Nice place. It reminds me of the old JL Knight Center in Miami.
We're in the first 15 rows on the left, and with a whoosh of his spidery hands from the usher we sit down.
The special guests were a progressive hip hop act, and Mel and I sit politely through it. I think, they're strangely genteel, and the time passes without too many thoughts of the pan-seared tuna in our future.
Then Kansas starts and things start to get weird. The band--none of whom I recognize, but that may not mean anything--are all wearing jerseys with numbers and the name of a city across the back. At least two of the jerseys say "ATLANTA" Another one reads "CHARLOTTE." They've begun with "No One Together," definitely not a burner. Melanie gets antsy and decides to leave. But she leaves her stuff behind.
Everyone's standing up by now, and I can't see the stage. I try to maneuver myself within the crowd, but I'm constantly waylaid by ushers asking to see the device pinned to my forearm. And I'm constantly frustrated. I can't see the band!
Finally, I take the bold step required and strip down to my underwear. It will help me negotiate this damned crowd. I try to worm myself across to the center section. But at that point, I realize I've made a grave mistake. Stupid me. I've got to have clothes on if I'm going to watch this show.
So I weave my way back to the left section where I'd been. I find my button-down shirt, but no sign of my pants. Melanie's stuff is there, too, and I grab her ankle length denim skirt and put it on. "These days no-one will care," I think. "Anyway, it'll be like a kilt."
Now things are getting rowdy. A light show has started--they WERE laser points! and the space inside the large auditorium has become a crazy cat's cradle of crimson yarn. The band has broken into a cover of Iron Maiden--or is it Judas Priest? The fiddler--who is not Robbie Steinhardt--is sawing away in battle with the guy I now asssume is Morse. Back in the left section, I look across and make eye contact with three teenaged kids. They mouth something indicating their rabid approval and I respond in kind. Then they notice my skirt and they break out in collective laughter.
Ignoring this wound for as long as I can, directing my gaze back to the stage, I wonder with only half my mind on the problem, is that Kerry Livgren after all? A black bandanna covers some of the guy's balding pate, and he's got a white mustache, whoever he is.
But goddamnit, my dream has a new focus now, and the show ends. What's now important is that I get out of this suddenly inappropriate skirt. Those kids were laughing. I ask an usher about Lost and Found, and I wander around this auditorium level, over its short-cut designer carpeting, in its frigid air, a little bit until I find a young woman with a purple barrette clipped to her short green hair who smiles prettily as I tell her my story. Somehow during the show I lost my pants and I had to put on my GF's skirt.

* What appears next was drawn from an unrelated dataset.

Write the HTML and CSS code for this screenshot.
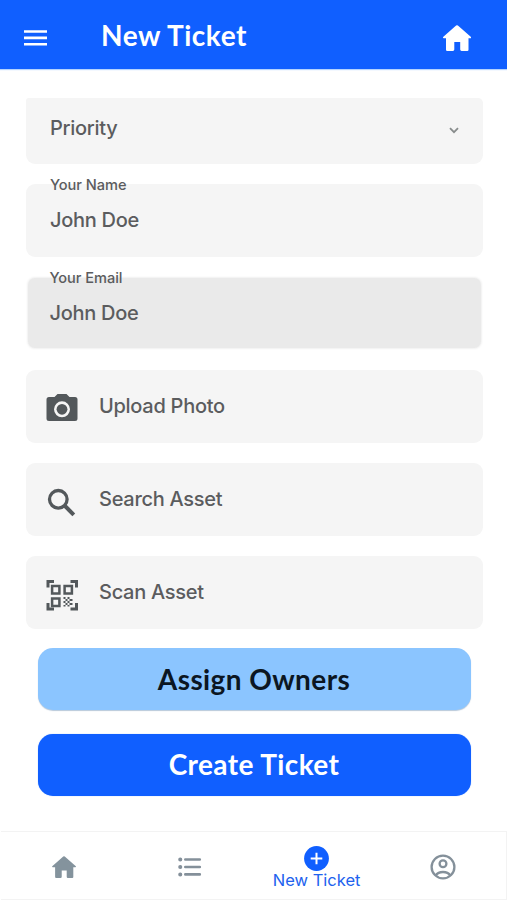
FILE: index.html
```html
<!DOCTYPE html>
<html lang="en">
<head>
<meta charset="utf-8">
<title>New Ticket</title>
<link rel="stylesheet" href="styles.css">
</head>
<body>
<header class="topbar">
  <svg class="menu" viewBox="0 0 23 16" fill="#fff"><path d="M0 .2h23v2.6H0zM0 6.6h23v2.6H0zM0 13h23v2.6H0z"/></svg>
  <h1 class="title">New Ticket</h1>
  <svg class="home" viewBox="0 0 28 26"><path fill="#fff" d="M13.1.6Q14 0 14.9.6L28 12.1Q28.5 13 27.4 13.2H25.5V24.8Q25.5 26 24.3 26H18.6Q17.2 26 17.2 24.6V17H11.3V24.6Q11.3 26 9.9 26H4.2Q3 26 3 24.8V13.2H.7Q-.4 13 .1 12.1Z"/></svg>
</header>
<main class="form">
  <div class="field select"><span>Priority</span>
    <svg class="chevron" viewBox="0 0 10 7"><path d="M1 1.2l4 4 4-4" fill="none" stroke="#888c8c" stroke-width="1.8"/></svg>
  </div>
  <div class="field"><label class="label">Your Name</label><span>John Doe</span></div>
  <div class="field active"><label class="label">Your Email</label><span>John Doe</span></div>
  <div class="field action upload">
    <svg class="icon" viewBox="0 0 32 32" fill="#53585b"><path fill-rule="evenodd" d="M11.5 2h9l3 3H29a2.500 2.500 0 0 1 2.500 2.500v19a2.500 2.500 0 0 1-2.500 2.500H3a2.500 2.500 0 0 1-2.500-2.500v-19A2.500 2.500 0 0 1 3 5h5.500zM16 9.300a8 8 0 1 0 0 16 8 8 0 0 0 0-16z"/><circle cx="16" cy="17.300" r="5.400"/></svg>
    <span>Upload Photo</span>
  </div>
  <div class="field action search">
    <svg class="icon" viewBox="0 0 32 32" fill="none" stroke="#53585b"><circle cx="12.300" cy="12.300" r="8.800" stroke-width="3.300"/><path d="M18.500 18.500l9.300 9.300" stroke-width="4"/></svg>
    <span>Search Asset</span>
  </div>
  <div class="field action scan">
    <svg class="icon" viewBox="0 0 32 32" fill="none" stroke="#53585b"><path stroke-width="3" d="M2 8.500V2.500h6M24.500 2.500h6v6M2 24v6h6M24.500 30h6v-6"/><path stroke-width="2.500" d="M6.100 7.100h7.300v7.300H6.100zM18.600 7.100h7.300v7.300h-7.300zM6.100 19.600h7.300v7.300H6.100z"/><path fill="#53585b" stroke="none" d="M17.500 18h2v2h-2zM21.500 18h2v2h-2zM19.500 20h2v2h-2zM23.500 20h3v2h-3zM17.500 22h2v2h-2zM21.500 22h2v2h-2zM19.500 24h2v2h-2zM23.500 24h3v2h-3zM17.500 26h2v1.500h-2zM21.500 26h2v1.500h-2z"/></svg>
    <span>Scan Asset</span>
  </div>
  <button class="button assign">Assign Owners</button>
  <button class="button create">Create Ticket</button>
</main>
<nav class="tabs">
  <div class="tab"><svg class="tab-home" viewBox="0 0 28 26"><path fill="#84939d" d="M13.100.6Q14 0 14.900.6L28 12.100Q28.500 13 27.400 13.200H25V24.800Q25 26 23.800 26H18.600Q17.200 26 17.200 24.600V17H11.300V24.600Q11.300 26 9.900 26H4.700Q3.500 26 3.500 24.800V13.200H.7Q-.4 13 .1 12.100Z"/></svg></div>
  <div class="tab"><svg class="tab-list" viewBox="0 0 24 20" fill="none" stroke="#84909a" stroke-linecap="round"><path stroke-width="2.600" d="M7.300 2.500h14.500M7.300 10h14.500M7.300 17.400h14.500"/><path stroke-width="4" d="M2.200 2.500h.1M2.200 10h.1M2.200 17.400h.1"/></svg></div>
  <div class="tab current"><svg class="tab-plus" viewBox="0 0 25 25"><circle cx="12.500" cy="12.500" r="12.400" fill="#105fff"/><path d="M12.500 6.700v11.600M6.700 12.500h11.600" stroke="#fff" stroke-width="2"/></svg><span>New Ticket</span></div>
  <div class="tab"><svg class="tab-user" viewBox="0 0 26 26" fill="none" stroke="#84909a" stroke-width="2.300"><circle cx="13" cy="13" r="11.400"/><circle cx="13" cy="9.700" r="3.400"/><path d="M5.500 21.500q2.500-3.500 7.500-3.500t7.500 3.500"/></svg></div>
</nav>
</body>
</html>
```
FILE: styles.css
```css
* { box-sizing: border-box; }
body {
  margin: 0;
  height: 900px;
  display: flex;
  flex-direction: column;
  background: #fff;
  color: #5b5c5e;
  font: 500 20px/24px Inter, sans-serif;
  letter-spacing: -.28px;
  overflow: hidden;
}
svg { display: block; flex: none; }
.topbar {
  height: 69px;
  flex: none;
  display: flex;
  align-items: flex-start;
  padding: 0 36px 0 23.500px;
  background: #105fff;
  box-shadow: 0 1px 1px #b5d4ff;
}
.menu { width: 23px; height: 16px; margin-top: 30px; }
.title {
  margin: 18px auto 0 54.500px;
  color: #fff;
  font: 700 28px/34px Lato, sans-serif;
  letter-spacing: .55px;
  white-space: nowrap;
}
.home { width: 28px; height: 26px; margin-top: 25px; }
.form {
  flex: 1;
  padding: 29px 24px 0 25.500px;
  display: flex;
  flex-direction: column;
}
.field {
  position: relative;
  flex: none;
  height: 73px;
  margin-bottom: 20px;
  padding: 24px 24px 0 24.500px;
  border-radius: 9px;
  background: #f5f5f5;
}
.select {
  height: 66px;
  padding-top: 18px;
  display: flex;
  justify-content: space-between;
  border-radius: 3px 5px 9px 9px;
}
.chevron { width: 10px; height: 7px; margin-top: 11px; }
.label {
  position: absolute;
  top: -8px;
  left: 24.500px;
  font-size: 14.600px;
  line-height: 18px;
  letter-spacing: -.05px;
}
.active {
  height: 70px;
  margin: 1px 2px 22px 2px;
  padding: 23px 22px 0;
  border-radius: 7px;
  background: #eaeaea;
  box-shadow: 0 0 2px 1px #f1f1f1;
}
.active .label { left: 22px; top: -9px; }
.action {
  display: flex;
  padding: 24px 20.500px 0;
  gap: 21px;
}
.icon { width: 32px; height: 32px; margin-top: -2px; }
.search .icon { margin-top: 0; }
.scan .icon { margin-top: -1px; }
.scan { margin-bottom: 19px; }
.button {
  flex: none;
  width: 433px;
  height: 62px;
  margin: 0 0 23.500px 12px;
  padding: 0 0 1px;
  border: 0;
  border-radius: 15px;
  font: 700 28px/34px Lato, sans-serif;
  letter-spacing: .4px;
}
.assign { background: #8bc5ff; color: #0b1622; box-shadow: 0 1px 1px #b9c9da; }
.create { background: #105fff; color: #fff; box-shadow: 0 0 1px #7ba9ff; }
.tabs {
  height: 69px;
  flex: none;
  display: grid;
  grid-template-columns: repeat(4, 1fr);
  margin-left: 1px;
  border: 1px solid #f3f3f3;
  border-left: 0;
}
.tab {
  display: flex;
  flex-direction: column;
  align-items: center;
  padding-top: 24px;
}
.tab-home { width: 24px; height: 22px; }
.tab-list { width: 24px; height: 20px; margin-top: 1px; }
.current { padding-top: 14px; color: #2162ee; font: 400 16.500px/20px Inter, sans-serif; letter-spacing: 0; white-space: nowrap; }
.current span { margin-top: -1px; }
.tab-plus { width: 25px; height: 25px; }
.tab-user { width: 26px; height: 26px; margin-top: -2px; }
```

But then she lays into me as an irresponsible boor, and as a rowdy thug. She takes especial offense at my Iron Maiden fandom, and my choice to interact with those 15-year old kids.
"I don't even know them!" I protest. "And they thought my skirt--Melanie's skirt!--was funny. C'mon. Help me out. Have a heart."
Not happening. Her eyes wander away to other tasks, and I wander away myself, seething with the Maslovian need to somehow get out of this bluejeans skirt. Fortunately, there's a JC Penney on the same floor as the auditorium. If I can't find my pants, I'll buy some replacements.
I'm waiting in checkout, the denim hems of Mel’s skirt brushing the tops of my bare feet as I hop slowly in place, Levi's in hand, when I realize that . . . . my wallet was in those pants.
I drop the jeans with their oversized tags, and realize as I exit the store that I'm gonna have to get those Lost and Found people to play ball. Walking quickly through the thinning crowds, I don't manage to find the green-haired gal, but I do find an older woman in a polyester pant suit who is as helpful as the young lady with the cute barrette had been obstructive.
The dream focus is on the wallet now, so she asks me how many items I thought were in the thing when I lost it. "You see, that's how they organize the things they find." If my wallet had 1 - 10 different things in it, it'd be one door over. 11 - 20, two doors. Et cetera et cetera.
I guess at about 40. I'm always putting receipts for tobacco and gas in my wallet, and never removing them . . . .
The kindly lady nods her head and I hurry off, to find my wallet, so I can buy some pants, before I find Melanie, so I can go to dinner before we leave Toronto.
And there the dream ends, and I wake.